TASK PROMPT —
Give a verbatim copy of the lines below, minus the pictures.
···
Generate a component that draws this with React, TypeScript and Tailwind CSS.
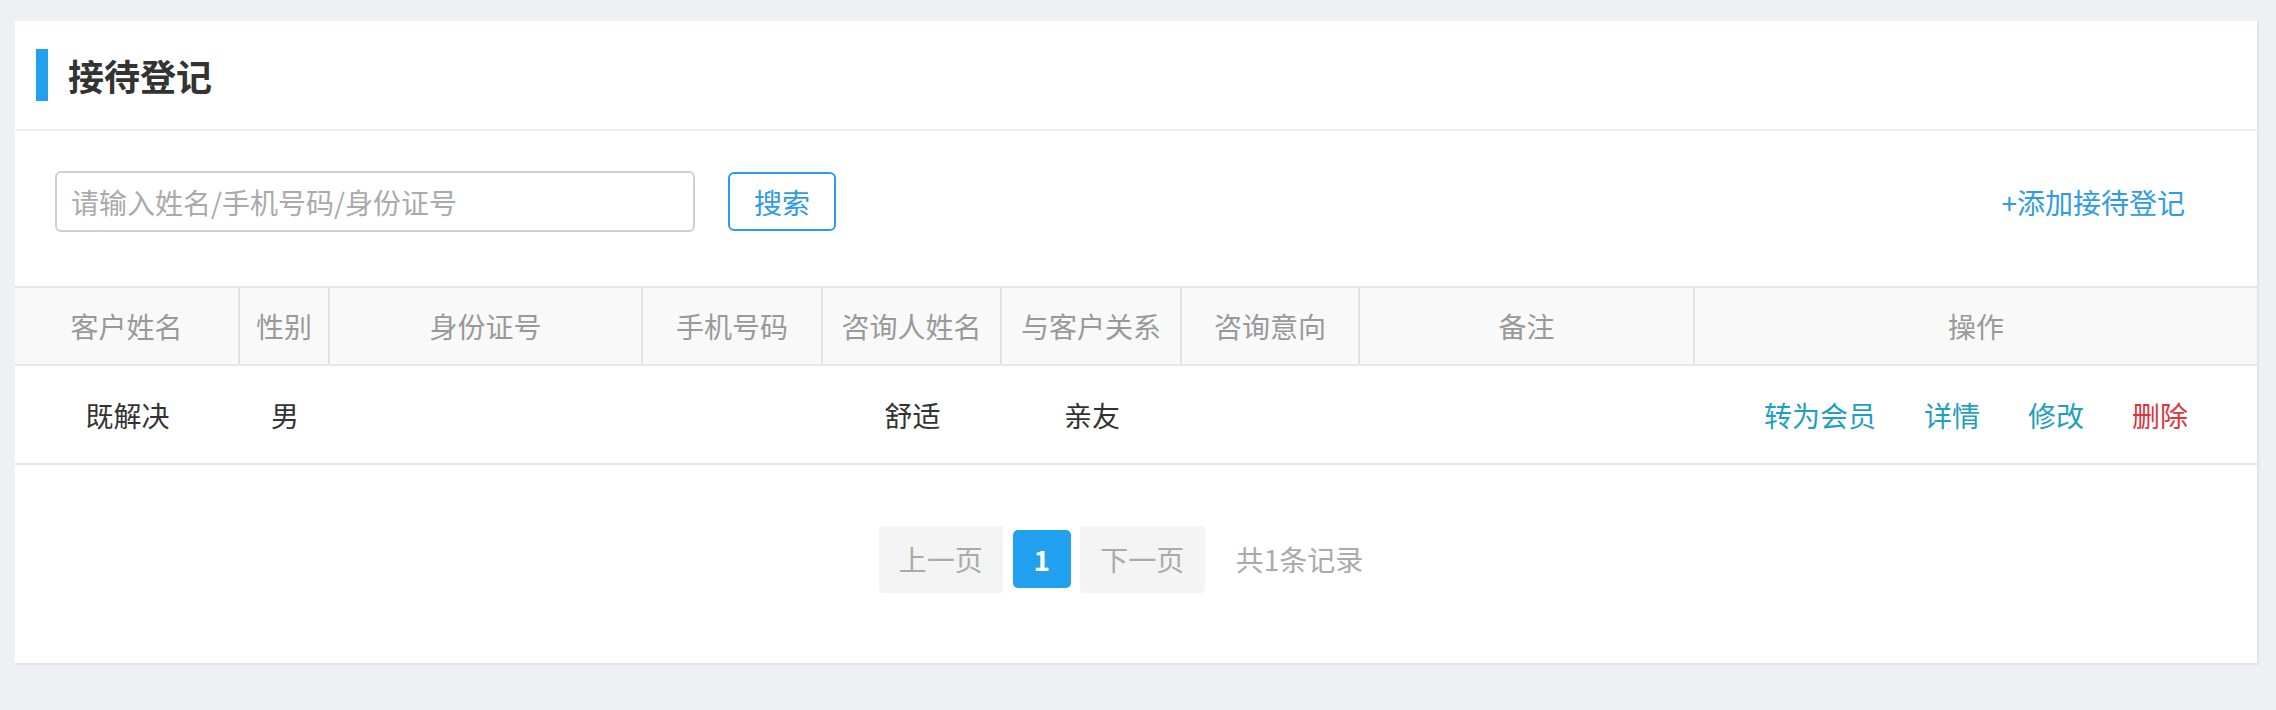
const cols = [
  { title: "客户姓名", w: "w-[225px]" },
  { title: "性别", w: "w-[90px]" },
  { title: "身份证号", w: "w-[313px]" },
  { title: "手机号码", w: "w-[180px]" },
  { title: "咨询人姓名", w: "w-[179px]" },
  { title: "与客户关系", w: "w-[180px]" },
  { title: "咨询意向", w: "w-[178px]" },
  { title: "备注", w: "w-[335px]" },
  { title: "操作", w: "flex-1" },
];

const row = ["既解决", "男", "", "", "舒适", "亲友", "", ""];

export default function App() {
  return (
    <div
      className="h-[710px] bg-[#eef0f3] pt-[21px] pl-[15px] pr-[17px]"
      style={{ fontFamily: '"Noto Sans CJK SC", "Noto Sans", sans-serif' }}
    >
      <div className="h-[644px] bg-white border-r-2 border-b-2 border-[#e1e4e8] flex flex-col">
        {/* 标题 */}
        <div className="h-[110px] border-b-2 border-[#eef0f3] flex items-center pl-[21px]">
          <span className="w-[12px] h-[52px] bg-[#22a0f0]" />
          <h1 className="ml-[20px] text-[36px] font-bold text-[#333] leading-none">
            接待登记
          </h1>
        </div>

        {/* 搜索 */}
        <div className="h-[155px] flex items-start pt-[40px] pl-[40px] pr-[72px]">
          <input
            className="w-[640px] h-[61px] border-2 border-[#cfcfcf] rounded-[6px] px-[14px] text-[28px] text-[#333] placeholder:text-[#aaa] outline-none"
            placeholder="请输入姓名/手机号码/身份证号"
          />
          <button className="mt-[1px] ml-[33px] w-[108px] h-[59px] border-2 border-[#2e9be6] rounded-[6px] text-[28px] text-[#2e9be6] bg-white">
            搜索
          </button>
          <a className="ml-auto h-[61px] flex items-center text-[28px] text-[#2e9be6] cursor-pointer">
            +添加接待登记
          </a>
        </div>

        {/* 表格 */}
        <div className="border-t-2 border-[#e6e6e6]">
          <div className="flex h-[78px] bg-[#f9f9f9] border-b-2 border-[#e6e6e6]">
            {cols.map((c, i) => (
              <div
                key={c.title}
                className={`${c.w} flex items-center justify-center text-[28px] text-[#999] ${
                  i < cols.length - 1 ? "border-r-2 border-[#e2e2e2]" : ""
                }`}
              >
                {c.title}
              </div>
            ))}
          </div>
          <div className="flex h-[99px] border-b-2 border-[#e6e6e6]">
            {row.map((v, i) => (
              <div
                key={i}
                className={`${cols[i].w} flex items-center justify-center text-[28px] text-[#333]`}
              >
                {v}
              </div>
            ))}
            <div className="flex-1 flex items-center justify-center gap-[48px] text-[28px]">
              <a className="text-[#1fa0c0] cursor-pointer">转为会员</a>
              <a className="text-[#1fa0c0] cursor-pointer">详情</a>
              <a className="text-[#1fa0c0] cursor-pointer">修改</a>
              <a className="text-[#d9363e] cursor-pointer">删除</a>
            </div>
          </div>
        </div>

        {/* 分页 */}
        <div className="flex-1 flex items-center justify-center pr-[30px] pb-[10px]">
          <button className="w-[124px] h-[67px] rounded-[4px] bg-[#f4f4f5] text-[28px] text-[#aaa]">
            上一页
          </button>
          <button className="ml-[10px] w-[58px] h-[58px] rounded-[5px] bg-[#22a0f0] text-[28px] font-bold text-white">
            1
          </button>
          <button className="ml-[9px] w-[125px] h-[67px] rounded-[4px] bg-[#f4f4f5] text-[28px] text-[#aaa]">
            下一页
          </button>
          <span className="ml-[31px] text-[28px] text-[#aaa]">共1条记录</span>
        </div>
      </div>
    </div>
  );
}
···
FINAL ANSWER —
Generate a component that draws this with React, TypeScript and Tailwind CSS.
const cols = [
  { title: "客户姓名", w: "w-[225px]" },
  { title: "性别", w: "w-[90px]" },
  { title: "身份证号", w: "w-[313px]" },
  { title: "手机号码", w: "w-[180px]" },
  { title: "咨询人姓名", w: "w-[179px]" },
  { title: "与客户关系", w: "w-[180px]" },
  { title: "咨询意向", w: "w-[178px]" },
  { title: "备注", w: "w-[335px]" },
  { title: "操作", w: "flex-1" },
];

const row = ["既解决", "男", "", "", "舒适", "亲友", "", ""];

export default function App() {
  return (
    <div
      className="h-[710px] bg-[#eef0f3] pt-[21px] pl-[15px] pr-[17px]"
      style={{ fontFamily: '"Noto Sans CJK SC", "Noto Sans", sans-serif' }}
    >
      <div className="h-[644px] bg-white border-r-2 border-b-2 border-[#e1e4e8] flex flex-col">
        {/* 标题 */}
        <div className="h-[110px] border-b-2 border-[#eef0f3] flex items-center pl-[21px]">
          <span className="w-[12px] h-[52px] bg-[#22a0f0]" />
          <h1 className="ml-[20px] text-[36px] font-bold text-[#333] leading-none">
            接待登记
          </h1>
        </div>

        {/* 搜索 */}
        <div className="h-[155px] flex items-start pt-[40px] pl-[40px] pr-[72px]">
          <input
            className="w-[640px] h-[61px] border-2 border-[#cfcfcf] rounded-[6px] px-[14px] text-[28px] text-[#333] placeholder:text-[#aaa] outline-none"
            placeholder="请输入姓名/手机号码/身份证号"
          />
          <button className="mt-[1px] ml-[33px] w-[108px] h-[59px] border-2 border-[#2e9be6] rounded-[6px] text-[28px] text-[#2e9be6] bg-white">
            搜索
          </button>
          <a className="ml-auto h-[61px] flex items-center text-[28px] text-[#2e9be6] cursor-pointer">
            +添加接待登记
          </a>
        </div>

        {/* 表格 */}
        <div className="border-t-2 border-[#e6e6e6]">
          <div className="flex h-[78px] bg-[#f9f9f9] border-b-2 border-[#e6e6e6]">
            {cols.map((c, i) => (
              <div
                key={c.title}
                className={`${c.w} flex items-center justify-center text-[28px] text-[#999] ${
                  i < cols.length - 1 ? "border-r-2 border-[#e2e2e2]" : ""
                }`}
              >
                {c.title}
              </div>
            ))}
          </div>
          <div className="flex h-[99px] border-b-2 border-[#e6e6e6]">
            {row.map((v, i) => (
              <div
                key={i}
                className={`${cols[i].w} flex items-center justify-center text-[28px] text-[#333]`}
              >
                {v}
              </div>
            ))}
            <div className="flex-1 flex items-center justify-center gap-[48px] text-[28px]">
              <a className="text-[#1fa0c0] cursor-pointer">转为会员</a>
              <a className="text-[#1fa0c0] cursor-pointer">详情</a>
              <a className="text-[#1fa0c0] cursor-pointer">修改</a>
              <a className="text-[#d9363e] cursor-pointer">删除</a>
            </div>
          </div>
        </div>

        {/* 分页 */}
        <div className="flex-1 flex items-center justify-center pr-[30px] pb-[10px]">
          <button className="w-[124px] h-[67px] rounded-[4px] bg-[#f4f4f5] text-[28px] text-[#aaa]">
            上一页
          </button>
          <button className="ml-[10px] w-[58px] h-[58px] rounded-[5px] bg-[#22a0f0] text-[28px] font-bold text-white">
            1
          </button>
          <button className="ml-[9px] w-[125px] h-[67px] rounded-[4px] bg-[#f4f4f5] text-[28px] text-[#aaa]">
            下一页
          </button>
          <span className="ml-[31px] text-[28px] text-[#aaa]">共1条记录</span>
        </div>
      </div>
    </div>
  );
}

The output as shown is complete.